Dieses Parlament ist aber in der Euro-Krise längst zum großen Verlierer geworden, und es sieht gar nicht danach aus, dass sich dies ändern wird. So wurde es weder bei den Entscheidungen über den »Euro-Plus-Pakt« noch bei denen über die Europäische Finanzstabilisierungsfazilität (EFSF) und den Europäischen Stabilitätsmechanismus (ESM) befragt. Die beiden Finanzinstitutionen zur Finanzierung der Krisenstaaten wurden vielmehr als zwischenstaatliche Vertragsorganisationen außerhalb der EU und damit außerhalb jeden Einflusses des EP angesiedelt. Auch der Fiskalpakt hat eine eigene vertragliche Grundlage, das Europäische Parlament konnte ihn lediglich zur Kenntnis nehmen. Bei der Ausarbeitung der Pläne zum geplanten Umbau der EU hielt man es nun nicht einmal für nötig, den Präsidenten des Europäischen Parlaments hinzuzubitten. Schlimmer noch: Die jetzt bekannt gewordenen Pläne der vom Rat beauftragten Vier sehen sogar eine Aufspaltung des Parlaments vor: Neben das EP soll künftig ein eigenes Euro-Parlament treten, dem sowohl Europaabgeordnete als auch nationale Parlamentarier angehören sollen.
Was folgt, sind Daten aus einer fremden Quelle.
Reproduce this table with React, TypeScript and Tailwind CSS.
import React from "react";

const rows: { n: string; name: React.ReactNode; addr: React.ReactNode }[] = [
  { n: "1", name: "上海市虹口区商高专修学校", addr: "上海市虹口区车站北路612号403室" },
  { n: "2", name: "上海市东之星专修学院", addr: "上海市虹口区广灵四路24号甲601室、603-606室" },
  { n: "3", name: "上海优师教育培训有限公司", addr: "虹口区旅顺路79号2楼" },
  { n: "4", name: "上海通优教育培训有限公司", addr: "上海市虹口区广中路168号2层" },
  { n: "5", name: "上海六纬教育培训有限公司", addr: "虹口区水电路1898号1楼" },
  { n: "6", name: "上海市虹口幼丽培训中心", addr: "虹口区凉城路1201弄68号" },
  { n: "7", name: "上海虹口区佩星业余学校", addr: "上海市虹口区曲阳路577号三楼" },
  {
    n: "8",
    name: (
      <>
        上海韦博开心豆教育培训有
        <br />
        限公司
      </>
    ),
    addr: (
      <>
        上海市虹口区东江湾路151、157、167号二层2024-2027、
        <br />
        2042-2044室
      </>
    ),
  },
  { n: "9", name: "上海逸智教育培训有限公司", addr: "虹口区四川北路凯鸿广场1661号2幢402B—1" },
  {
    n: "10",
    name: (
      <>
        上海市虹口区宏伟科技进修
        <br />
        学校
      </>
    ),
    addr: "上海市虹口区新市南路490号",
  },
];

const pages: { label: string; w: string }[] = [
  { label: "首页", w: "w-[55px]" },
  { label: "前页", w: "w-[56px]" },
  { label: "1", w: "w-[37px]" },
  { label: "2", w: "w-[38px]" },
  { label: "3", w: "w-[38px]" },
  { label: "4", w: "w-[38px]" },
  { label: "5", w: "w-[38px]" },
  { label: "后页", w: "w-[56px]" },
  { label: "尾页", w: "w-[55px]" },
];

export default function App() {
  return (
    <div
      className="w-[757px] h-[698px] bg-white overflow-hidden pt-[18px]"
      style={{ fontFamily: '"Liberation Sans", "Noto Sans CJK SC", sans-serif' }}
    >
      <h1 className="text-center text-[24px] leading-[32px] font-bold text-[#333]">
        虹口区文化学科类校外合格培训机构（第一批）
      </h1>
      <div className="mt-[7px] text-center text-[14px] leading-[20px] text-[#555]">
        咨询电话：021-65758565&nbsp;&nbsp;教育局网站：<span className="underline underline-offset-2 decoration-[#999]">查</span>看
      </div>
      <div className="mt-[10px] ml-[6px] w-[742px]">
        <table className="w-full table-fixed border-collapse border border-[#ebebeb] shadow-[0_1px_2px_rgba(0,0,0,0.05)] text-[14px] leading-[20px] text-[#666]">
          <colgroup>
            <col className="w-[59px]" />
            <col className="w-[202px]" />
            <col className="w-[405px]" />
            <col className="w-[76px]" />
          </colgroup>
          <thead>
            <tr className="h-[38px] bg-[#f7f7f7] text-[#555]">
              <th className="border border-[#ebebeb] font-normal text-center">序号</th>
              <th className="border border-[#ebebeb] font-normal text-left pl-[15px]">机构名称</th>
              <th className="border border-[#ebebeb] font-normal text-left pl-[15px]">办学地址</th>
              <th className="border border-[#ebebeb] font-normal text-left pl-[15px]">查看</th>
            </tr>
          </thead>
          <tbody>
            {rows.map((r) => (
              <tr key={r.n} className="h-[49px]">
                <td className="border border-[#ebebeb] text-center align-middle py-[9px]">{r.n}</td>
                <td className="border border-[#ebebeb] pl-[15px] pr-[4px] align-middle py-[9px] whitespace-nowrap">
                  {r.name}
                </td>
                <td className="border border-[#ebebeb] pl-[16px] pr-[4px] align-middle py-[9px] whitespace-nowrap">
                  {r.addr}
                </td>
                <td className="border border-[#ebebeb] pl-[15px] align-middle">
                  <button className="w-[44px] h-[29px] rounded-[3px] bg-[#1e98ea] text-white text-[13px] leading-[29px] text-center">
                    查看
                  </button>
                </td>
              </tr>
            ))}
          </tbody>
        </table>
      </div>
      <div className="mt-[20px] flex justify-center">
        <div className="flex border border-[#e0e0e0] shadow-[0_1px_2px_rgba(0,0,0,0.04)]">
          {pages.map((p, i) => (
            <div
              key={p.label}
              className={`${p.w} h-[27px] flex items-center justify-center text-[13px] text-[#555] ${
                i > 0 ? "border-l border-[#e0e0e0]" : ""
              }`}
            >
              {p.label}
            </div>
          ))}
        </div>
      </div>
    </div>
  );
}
Sollten die dargestellten Pläne Wirklichkeit werden, so würde die bereits bestehende faktische Spaltung zwischen dem Euro-Währungsgebiet und der restlichen EU vertieft werden. Mit der separaten Entwicklung der Euro-Länder kann es aber nicht zur Entstehung eines Kerneuropas kommen, das sich schneller als der Rest integriert, wie es Anfang der neunziger Jahre die CDU-Politiker Karl Lamers und Wolfgang Schäuble vorgeschlagen hatten. Das gegenwärtige Euro-Währungsgebiet umfasst vielmehr Volkswirtschaften auf sehr unterschiedlichem Niveau. Hochproduktiven Ländern im Kern stehen mit Estland, Griechenland, Malta, Portugal, der Slowakei, Slowenien und Zypern sehr viel geringer entwickelte in der Peripherie gegenüber. Wichtige wirtschaftlich starke kerneuropäische Unionsländer wie Dänemark, Großbritannien und Schweden fehlen hingegen. An dieser Struktur wird sich auch in absehbarer Zeit nichts ändern. Angesichts der Krise sind alle geplanten Beitritte zur Euro-Zone erst einmal verschoben worden.
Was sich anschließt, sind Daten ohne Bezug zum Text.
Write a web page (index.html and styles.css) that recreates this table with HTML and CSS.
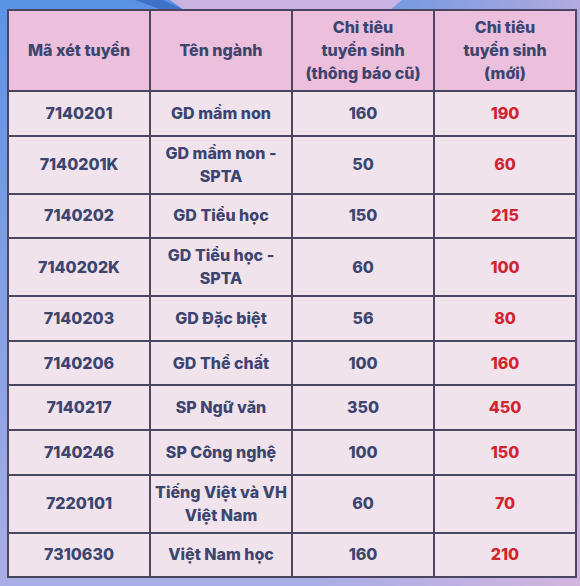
FILE: index.html
```html
<!DOCTYPE html>
<html lang="vi">
<head>
<meta charset="utf-8">
<title>Chỉ tiêu tuyển sinh</title>
<link rel="stylesheet" href="styles.css">
</head>
<body>
<div class="page">
  <div class="deco deco-dark"></div>
  <div class="deco deco-light"></div>
  <table class="quota">
    <thead>
      <tr>
        <th>Mã xét tuyển</th>
        <th>Tên ngành</th>
        <th>Chỉ tiêu<br>tuyển sinh<br>(thông báo cũ)</th>
        <th>Chỉ tiêu<br>tuyển sinh<br>(mới)</th>
      </tr>
    </thead>
    <tbody>
      <tr><td>7140201</td><td>GD mầm non</td><td>160</td><td class="new">190</td></tr>
      <tr><td>7140201K</td><td>GD mầm non -<br>SPTA</td><td>50</td><td class="new">60</td></tr>
      <tr><td>7140202</td><td>GD Tiểu học</td><td>150</td><td class="new">215</td></tr>
      <tr><td>7140202K</td><td>GD Tiểu học -<br>SPTA</td><td>60</td><td class="new">100</td></tr>
      <tr><td>7140203</td><td>GD Đặc biệt</td><td>56</td><td class="new">80</td></tr>
      <tr><td>7140206</td><td>GD Thể chất</td><td>100</td><td class="new">160</td></tr>
      <tr><td>7140217</td><td>SP Ngữ văn</td><td>350</td><td class="new">450</td></tr>
      <tr><td>7140246</td><td>SP Công nghệ</td><td>100</td><td class="new">150</td></tr>
      <tr><td>7220101</td><td>Tiếng Việt và VH<br>Việt Nam</td><td>60</td><td class="new">70</td></tr>
      <tr><td>7310630</td><td>Việt Nam học</td><td>160</td><td class="new">210</td></tr>
    </tbody>
  </table>
</div>
</body>
</html>
```
FILE: styles.css
```css
html, body {
  margin: 0;
  padding: 0;
}
body {
  width: 580px;
  height: 586px;
  overflow: hidden;
  font-family: "Inter", "Noto Sans", sans-serif;
}
.page {
  position: relative;
  width: 580px;
  height: 586px;
  padding: 9px 3px 0 7px;
  box-sizing: border-box;
  background:
    linear-gradient(90deg, rgba(255,255,255,0) 0%, rgba(255,255,255,0) 55%, rgba(236,186,218,0.6) 100%),
    linear-gradient(180deg, #5b93e4 0%, #8aa2e4 60%, #aaaee6 100%);
}
.deco {
  position: absolute;
  top: 0;
  height: 10px;
}
.deco-dark {
  left: 135px;
  width: 50px;
  background: #3f72c6;
  clip-path: polygon(0 0, 55% 0, 100% 100%, 55% 100%);
}
.deco-light {
  left: 170px;
  width: 232px;
  background: #c9b3e2;
  clip-path: polygon(0 0, 100% 0, 95% 100%, 6% 100%);
}
.quota {
  position: relative;
  width: 570px;
  border-collapse: collapse;
  table-layout: fixed;
  border: 2px solid #4a4560;
  color: #3b4570;
  font-weight: 800;
  font-size: 16px;
  line-height: 23px;
  text-align: center;
}
.quota th,
.quota td {
  border: 2px solid #4a4560;
  padding: 5px 3px;
  vertical-align: middle;
}
.quota th {
  background: #ecbfdc;
  height: 66px;
  padding: 5px 2px;
  font-weight: 800;
}
.quota tbody tr {
  height: 44.6px;
}
.quota td {
  background: #f1e3ec;
}
.quota td.new {
  color: #d0252f;
}
```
In den Vorschlägen der vom Rat eingesetzten Arbeitsgruppe scheut man vor der Entscheidung zurück, dem Euro-Währungsgebiet eine eigene vertragliche Grundlage zu geben. Die damit vollzogene institutionelle Aufspaltung der Europäischen Union hätte nämlich unabsehbare Konsequenzen. Der statt dessen vorgeschlagene Weg, die Euro-Mitgliedsländer jeweils separat Verträge mit der Europäischen Kommission über die Einhaltung der Verpflichtungen zur Stabilität der Euro-Zone abschließen zu lassen, bedeutet aber nichts anderes, als das Schicksal des Euros künftig an die Erfüllung von 17 Einzelverträgen zu binden. Eine solche Konstruktion ist mehr als gewagt, sie trägt bereits das Element der Auflösung des Euro-Währungsgebiets in sich.